Using Active Learning
Imagine trying to screen 96 drug compounds on 96 targets without doing experiments across all drug compounds and targets. This can be achieved through active learning, which is a special type of machine learning, where a learning algorithm is able to interactively query the user to obtain the desired outputs at new data points. Active learning can recommend the number of type(s) of experiments to conduct to achieve a desired result, in this case finding drug compounds that affect a target. It does this by learning a relationship between the contextual variable (size of the data set to use) and the reliability of the final score achieved. This means that by training the model on a subset of experiments, it can extrapolate the performance of the model on the full experimental data. Researchers who employ this method can reduce the overall number of experiments conducted, based on the model, which prioritizes the highest value experiments. Consequently, a researcher may only do a small fraction of the 96 factorial experiments to find the compounds that have the desired outcome on a given target.
Labeling Data
For most machine learning tasks, large amounts of labeled data are needed for model training.

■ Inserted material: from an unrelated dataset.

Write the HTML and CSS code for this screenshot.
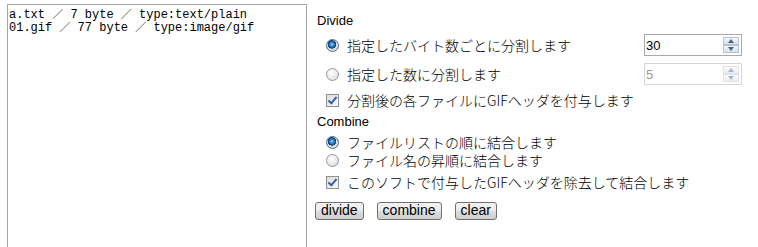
FILE: index.html
```html
<!DOCTYPE html>
<html lang="ja">
<head>
  <meta charset="UTF-8" />
  <title>GIF Divide / Combine</title>
  <link rel="stylesheet" href="styles.css">
</head>
<body>
  <div class="app">
    <div class="filelist">
      <div class="file">a.txt <span class="sep">／</span> 7 byte <span class="sep">／</span> type:text/plain</div>
      <div class="file">01.gif <span class="sep">／</span> 77 byte <span class="sep">／</span> type:image/gif</div>
    </div>

    <div class="panel">
      <div class="caption">Divide</div>

      <div class="row row-input">
        <label class="opt"><input type="radio" name="divide" checked> 指定したバイト数ごとに分割します</label>
        <span class="spin">
          <input type="text" value="30">
          <span class="arrows"><i class="up"></i><i class="down"></i></span>
        </span>
      </div>

      <div class="row row-input">
        <label class="opt"><input type="radio" name="divide"> 指定した数に分割します</label>
        <span class="spin disabled">
          <input type="text" value="5" disabled>
          <span class="arrows"><i class="up"></i><i class="down"></i></span>
        </span>
      </div>

      <div class="row row-check">
        <label class="opt"><input type="checkbox" checked> 分割後の各ファイルにGIFヘッダを付与します</label>
      </div>

      <div class="caption caption-combine">Combine</div>

      <div class="row row-first">
        <label class="opt"><input type="radio" name="combine" checked> ファイルリストの順に結合します</label>
      </div>
      <div class="row row-second">
        <label class="opt"><input type="radio" name="combine"> ファイル名の昇順に結合します</label>
      </div>
      <div class="row row-last">
        <label class="opt"><input type="checkbox" checked> このソフトで付与したGIFヘッダを除去して結合します</label>
      </div>

      <div class="buttons">
        <button>divide</button>
        <button>combine</button>
        <button>clear</button>
      </div>
    </div>
  </div>
</body>
</html>
```

FILE: styles.css
```css
body {
  margin: 0;
  background: #fff;
  color: #000;
  font-family: "Noto Sans CJK JP", "Liberation Sans", sans-serif;
}

.app {
  display: flex;
  padding: 4px 0 0 7px;
  height: 243px;
  overflow: hidden;
}

.filelist {
  width: 300px;
  height: 270px;
  flex: none;
  box-sizing: border-box;
  padding: 2px 1px;
  border: 1px solid #a5a5a5;
  font-family: "Liberation Mono", monospace;
  font-size: 12px;
  line-height: 13px;
  color: #000;
}

.filelist .file {
  white-space: pre;
  height: 13px;
}

.filelist .sep {
  font-family: "Noto Sans CJK JP", sans-serif;
  font-size: 11px;
}

.panel {
  margin-left: 10px;
  padding-top: 10px;
  width: 434px;
}

.caption {
  font-family: "Liberation Sans", sans-serif;
  font-size: 13px;
  line-height: 14px;
  height: 14px;
}

.caption-combine {
  margin-top: 6px;
}

.row {
  display: flex;
  align-items: center;
  justify-content: space-between;
  height: 18px;
  line-height: 17px;
  padding-left: 9px;
  font-size: 14px;
  font-weight: 300;
}

.row-input {
  height: 24px;
  margin-top: 5px;
}

.row-check {
  margin-top: 5px;
}

.row-first {
  margin-top: 4px;
}

.row-second {
  margin-top: 1px;
  height: 17px;
}

.row-last {
  margin-top: 4px;
}

.opt {
  display: flex;
  align-items: center;
  gap: 6px;
  white-space: nowrap;
}

/* old-style radio and checkbox */
.opt input {
  appearance: none;
  margin: 0 2px 0 0;
  width: 13px;
  height: 13px;
  flex: none;
  box-sizing: border-box;
}

.opt input[type="radio"] {
  border-radius: 50%;
  border: 1px solid #8f9aa3;
  background: radial-gradient(circle at 40% 35%, #ffffff 0, #e6e6e6 60%, #cfd2d4 100%);
}

.opt input[type="radio"]:checked {
  border-color: #4f6b86;
  background:
    radial-gradient(circle at 45% 40%, #9fd3f7 0, #2e86c8 2px, #0c3c6c 4px, transparent 4.5px),
    radial-gradient(circle, #e7eef4 0, #c9d4de 100%);
}

.opt input[type="checkbox"] {
  border: 1px solid #8e8f8f;
  background: linear-gradient(135deg, #dcdcdc, #fbfbfb);
  position: relative;
}

.opt input[type="checkbox"]:checked::after {
  content: "";
  position: absolute;
  left: 3px;
  top: 0px;
  width: 3px;
  height: 7px;
  border: solid #3a5fb0;
  border-width: 0 2px 2px 0;
  transform: rotate(40deg);
}

.spin {
  display: flex;
  align-items: stretch;
  width: 98px;
  height: 22px;
  box-sizing: border-box;
  border: 1px solid #a9a9a9;
  background: #fff;
  margin-right: 9px;
}

.spin input {
  border: none;
  outline: none;
  width: 70px;
  padding: 0 0 0 1px;
  font-family: "Liberation Sans", sans-serif;
  font-size: 13px;
  color: #000;
  background: transparent;
}

.arrows {
  display: flex;
  flex-direction: column;
  justify-content: center;
  margin: 2px 2px 2px auto;
  width: 16px;
}

.arrows i {
  display: block;
  height: 8px;
  position: relative;
  border: 1px solid #b7c3d0;
  background: linear-gradient(#f4f7fb, #d7e0ea);
}

.arrows i::after {
  content: "";
  position: absolute;
  left: 4px;
  top: 1px;
  border-left: 3px solid transparent;
  border-right: 3px solid transparent;
}

.arrows .up::after {
  border-bottom: 4px solid #4d6185;
}

.arrows .down::after {
  border-top: 4px solid #4d6185;
}

.spin.disabled {
  border-color: #d5d5d5;
}

.spin.disabled input {
  color: #9a9a9a;
}

.spin.disabled .arrows i {
  border-color: #dde3e9;
  background: linear-gradient(#fafbfc, #e9eef3);
}

.spin.disabled .arrows .up::after {
  border-bottom-color: #a6b2c6;
}

.spin.disabled .arrows .down::after {
  border-top-color: #a6b2c6;
}

.buttons {
  display: flex;
  gap: 13px;
  margin-top: 11px;
  margin-left: -2px;
}

button {
  font-family: "Liberation Sans", sans-serif;
  font-size: 14px;
  line-height: 13px;
  padding: 1px 5px 2px;
  border: 1px solid #707070;
  border-radius: 3px;
  background: linear-gradient(#f2f2f2 0, #ebebeb 50%, #dddddd 51%, #cfcfcf 100%);
  color: #000;
}
```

However, the process of labeling data can be extremely time consuming and/or expensive. Labeled data are a group of samples (compounds or targets) that have been tagged with one or more labels. After obtaining a labeled dataset, machine learning models can be applied to the data so that new, unlabeled data can be presented to the model and a likely label can be guessed or predicted for that piece of unlabeled data. Using machine learning models, active learning can help identify difficult data points and lead a scientist to labeling those specific data points or experiments. Effectively, the model determines which data or variables are most critical to be labeled, saving valuable time and money.
Automated Science
In the not too distant future, active machine learning will be used to guide experimentation in several areas of research, including drug discovery. Just like for self-driving cars, the human role will be deciding where to go, not how to get there. Active learning, like several other tools/technologies, has its limitations. It has been shown to be highly vulnerable to biases, in particular because they are at risk of self-indulging in initial beliefs derived from the patterns identified by a model trained on a fairly small dataset. However, as scientists, we must embrace new technologies in order to help accelerate research, which active learning can help achieve.